Background: Fatigue is one of the most common and distressing symptoms among persons with multiple sclerosis (pwMS).
Objective: The aim of this study is to evaluate fatigue as a predictor for disease worsening among pwMS.
Methods: In this retrospective cohort study of New York State MS Consortium (NYSMSC) registry, MS patients reporting moderate-to-severe fatigue at study enrollment (n = 2714) were frequency matched to less-fatigued subjects (n = 2714) on age, baseline Kurtzke Expanded Disability Status Scale (EDSS), disease duration, and MS phenotype. Change from baseline patient-reported outcomes (PROs), as measured by LIFEware™, categorized participants into two groups: those with stable/improved outcomes and those who worsened. In a subgroup of patients with longitudinal data (n = 1951), sustained EDSS worsening was analyzed using Cox proportional hazards modeling to explore the effect of fatigue.
Results: The median survival time from study enrollment to sustained EDSS worsening was 8.7 years (CI: 7.2-10.1).

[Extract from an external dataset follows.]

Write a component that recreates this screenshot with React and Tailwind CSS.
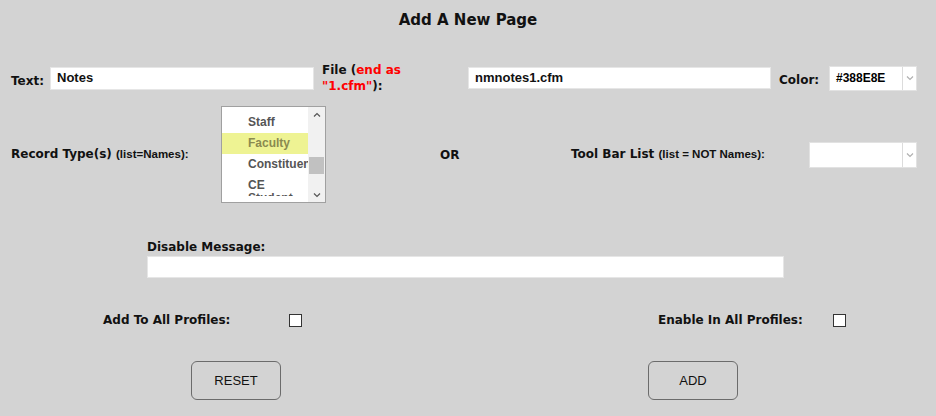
import React from "react";

function Chevron({ dir = "down", className = "" }) {
  return (
    <svg width="8" height="6" viewBox="0 0 8 6" className={className}>
      {dir === "down" ? (
        <path d="M1 1.5 L4 4.5 L7 1.5" fill="none" stroke="currentColor" strokeWidth="1.2" />
      ) : (
        <path d="M1 4.5 L4 1.5 L7 4.5" fill="none" stroke="currentColor" strokeWidth="1.2" />
      )}
    </svg>
  );
}

const LBL = { fontFamily: '"DejaVu Sans", Verdana, sans-serif' };
const SMALL = { fontFamily: '"Liberation Sans", Arial, sans-serif', fontWeight: 700, fontSize: "11.5px" };

function Select({ value, w, h }) {
  return (
    <div className={`flex bg-white ${w} ${h} border border-[#e2e2e2]`}>
      <div className="flex-1 flex items-center pl-[6px] text-[12px] font-bold text-black">{value}</div>
      <div className="w-[14px] border-l border-[#dcdcdc] flex items-center justify-center text-[#b0b0b0]">
        <Chevron />
      </div>
    </div>
  );
}

export default function App() {
  const items = ["Staff", "Faculty", "Constituent", "CE Student"];
  return (
    <div className="w-[936px] h-[416px] bg-[#d3d3d3] text-[#111] overflow-hidden" style={{ fontFamily: '"Liberation Sans", Arial, sans-serif' }}>
      <div className="pt-[11px] h-[31px] text-center text-[15px] font-bold leading-[18px]" style={LBL}>Add A New Page</div>

      {/* Row 1 */}
      <div className="mt-[33px] flex items-center h-[28px]">
        <div className="ml-[11px] w-[39px] text-[12px] font-bold pt-[5px]" style={LBL}>Text:</div>
        <div className="w-[264px] h-[23px] bg-white border border-[#e6e6e6] flex items-center pl-[6px] text-[13px] font-bold">Notes</div>
        <div className="ml-[8px] w-[146px] text-[12px] font-bold leading-[16px]" style={LBL}>
          File (<span className="text-[#ff0000]">end as</span>
          <br />
          <span className="text-[#ff0000]">"1.cfm"</span>):
        </div>
        <div className="w-[303px] h-[22px] bg-white border border-[#e6e6e6] flex items-center pl-[6px] text-[13px] font-bold">nmnotes1.cfm</div>
        <div className="ml-[8px] w-[50px] text-[12px] font-bold pt-[3px]" style={LBL}>Color:</div>
        <Select value="#388E8E" w="w-[88px]" h="h-[25px]" />
      </div>

      {/* Row 2 */}
      <div className="mt-[14px] flex items-center h-[97px]">
        <div className="ml-[11px] w-[210px] text-[12px] font-bold whitespace-nowrap" style={LBL}>
          Record Type(s) <span style={SMALL}>(list=Names):</span>
        </div>
        <div className="w-[105px] h-[97px] bg-white border border-[#a0a0a0] flex overflow-hidden">
          <div className="flex-1 min-w-0 pt-[5px] overflow-hidden">
            {items.map((it) => (
              <div
                key={it}
                className={`h-[21px] pl-[26px] text-[12px] font-bold leading-[13px] flex items-center whitespace-nowrap overflow-hidden ${
                  it === "Faculty" ? "bg-[#eef393] text-[#8a8a50]" : "text-[#555]"
                }`}
              >
                {it === "CE Student" ? (
                  <span className="block pt-[12px]">
                    CE
                    <br />
                    Student
                  </span>
                ) : (
                  it
                )}
              </div>
            ))}
          </div>
          <div className="w-[17px] shrink-0 bg-[#f1f1f1] flex flex-col items-center">
            <div className="h-[15px] flex items-center justify-center text-[#555]">
              <Chevron dir="up" />
            </div>
            <div className="flex-1 w-full relative">
              <div className="absolute left-[1px] right-[1px] top-[35px] h-[17px] bg-[#c1c1c1]" />
            </div>
            <div className="h-[15px] flex items-center justify-center text-[#555]">
              <Chevron dir="down" />
            </div>
          </div>
        </div>
        <div className="ml-[114px] w-[131px] text-[12px] font-bold" style={LBL}>OR</div>
        <div className="w-[238px] text-[12px] font-bold whitespace-nowrap" style={LBL}>
          Tool Bar List <span style={SMALL}>(list = NOT Names):</span>
        </div>
        <Select value="" w="w-[108px]" h="h-[26px]" />
      </div>

      {/* Disable message */}
      <div className="mt-[37px] ml-[147px]">
        <div className="text-[12px] font-bold leading-[15px]" style={LBL}>Disable Message:</div>
        <div className="mt-[1px] w-[637px] h-[22px] bg-white border border-[#e6e6e6]" />
      </div>

      {/* Checkboxes */}
      <div className="mt-[35px] flex items-center h-[14px]">
        <div className="ml-[103px] w-[186px] text-[12px] font-bold whitespace-nowrap" style={LBL}>Add To All Profiles:</div>
        <div className="w-[13px] h-[13px] bg-white border border-[#333]" />
        <div className="ml-[356px] w-[175px] text-[12px] font-bold whitespace-nowrap" style={LBL}>Enable In All Profiles:</div>
        <div className="w-[13px] h-[13px] bg-white border border-[#333]" />
      </div>

      {/* Buttons */}
      <div className="mt-[34px] flex">
        <button className="ml-[191px] w-[90px] h-[39px] rounded-[6px] border border-[#6b6b6b] text-[13px] text-[#111]">RESET</button>
        <button className="ml-[367px] w-[90px] h-[39px] rounded-[6px] border border-[#6b6b6b] text-[13px] text-[#111]">ADD</button>
      </div>
    </div>
  );
}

Participants who reported fatigue at baseline were more likely to experience sustained EDSS worsening during follow-up (HR: 1.4, 95% CI: 1.2-1.7). Patients who were fatigued at baseline were also more likely to report worsening psychosocial limitations (all ps ⩽ 0.01).
Conclusion: In addition to being a common symptom of MS, severe fatigue was a significant predictor for EDSS worsening in the NYSMSC.
Keywords: EDSS worsening; Fatigue; patient-reported outcomes; progression.